Nu’mani’s life and legacy resist simple categorisation. He was a poet, historian, theologian, reformer, and educator. His vision of Islamic scholarship was expansive, rooted in a reverence for tradition yet always open to renewal. He understood the intellectual and cultural dilemmas posed by colonial modernity and worked tirelessly to respond to them with reformation.

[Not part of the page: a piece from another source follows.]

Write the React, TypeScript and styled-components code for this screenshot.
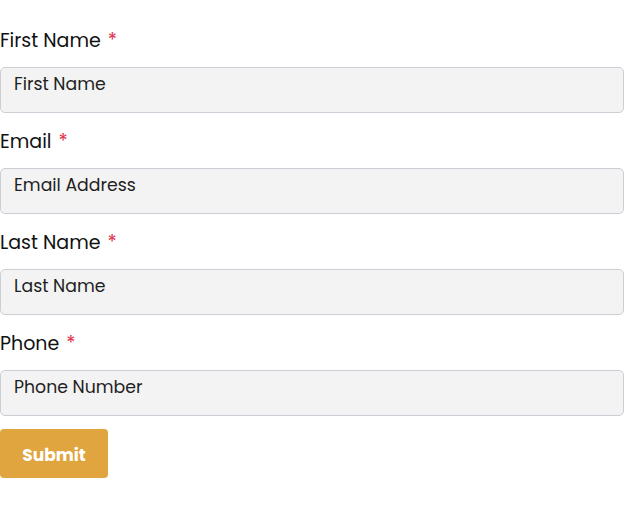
import React from "react";
import styled, { createGlobalStyle } from "styled-components";

const GlobalStyle = createGlobalStyle`
  body {
    margin: 0;
    background: #ffffff;
    font-family: "Poppins", "Open Sans", "Liberation Sans", sans-serif;
    color: #1b1b1b;
  }
`;

interface Field {
  label: string;
  placeholder: string;
  type: string;
}

const fields: Field[] = [
  { label: "First Name", placeholder: "First Name", type: "text" },
  { label: "Email", placeholder: "Email Address", type: "email" },
  { label: "Last Name", placeholder: "Last Name", type: "text" },
  { label: "Phone", placeholder: "Phone Number", type: "tel" },
];

const App: React.FC = () => {
  return (
    <>
      <GlobalStyle />
      <Form onSubmit={(e) => e.preventDefault()}>
        {fields.map((f) => (
          <Group key={f.label}>
            <Label>
              {f.label}
              <Required>*</Required>
            </Label>
            <Input type={f.type} placeholder={f.placeholder} />
          </Group>
        ))}
        <SubmitButton type="submit">Submit</SubmitButton>
      </Form>
    </>
  );
};

const Form = styled.form`
  width: 624px;
  padding-top: 27px;
  display: flex;
  flex-direction: column;
  gap: 15px;
`;

const Group = styled.div`
  display: flex;
  flex-direction: column;
  gap: 13px;
`;

const Label = styled.label`
  font-size: 19px;
  line-height: 27px;
  height: 27px;
  color: #111;
`;

const Required = styled.span`
  color: #e0334c;
  margin-left: 7px;
`;

const Input = styled.input`
  box-sizing: border-box;
  width: 100%;
  height: 46px;
  margin: 0;
  padding: 4px 13px 16px;
  border: 1px solid #cdcdd5;
  border-radius: 5px;
  background: #f3f3f3;
  font-family: inherit;
  font-size: 17.3px;
  line-height: 24px;
  color: #1b1b1b;
  outline: none;

  &::placeholder {
    color: #1f1f1f;
    opacity: 1;
  }
`;

const SubmitButton = styled.button`
  align-self: flex-start;
  margin-top: -2px;
  width: 108px;
  height: 49px;
  padding: 3px 0 0;
  border: none;
  border-radius: 4px;
  background: #e0a53f;
  color: #ffffff;
  font-family: inherit;
  font-size: 17px;
  font-weight: 700;
  cursor: pointer;
`;

export default App;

His influence extended well beyond his own lifetime. The institutions he helped shape, the books he authored, and the students he mentored, including the eminent Sulayman Nadwi, continue to bear the stamp of his genius. My Arabic biography of Nu’mani, published by Dar al-Qalam in Damascus in 2001, offers an analysis of his intellectual contribution and remains one of the most comprehensive studies of his life and work in Arabic language. Part of a distinguished series on Muslim intellectuals, the biography situates Nu’mani within the broader currents of Islamic reform in colonial India.
In summary, Nu’mani was not merely a man of letters, but a craftsman of ideas, a builder of institutions, and a steward of an expansive intellectual tradition. He lived during a period of deep cultural and political upheaval, yet remained steadfast in his belief that Islamic scholarship could rise to meet the challenges of modernity. His works, deeply scholarly yet widely accessible, continue to inspire generations of students, scholars, and reformers.
In the evolving landscape of South Asian Islam, Nu’mani stands as a beacon: illuminating the path between fidelity to tradition and openness to reform. His life reminds us that true reform is never a rupture, but a renewal, and that the heart of such renewal lies in deep knowledge, principled thought, and a tireless commitment to the truth.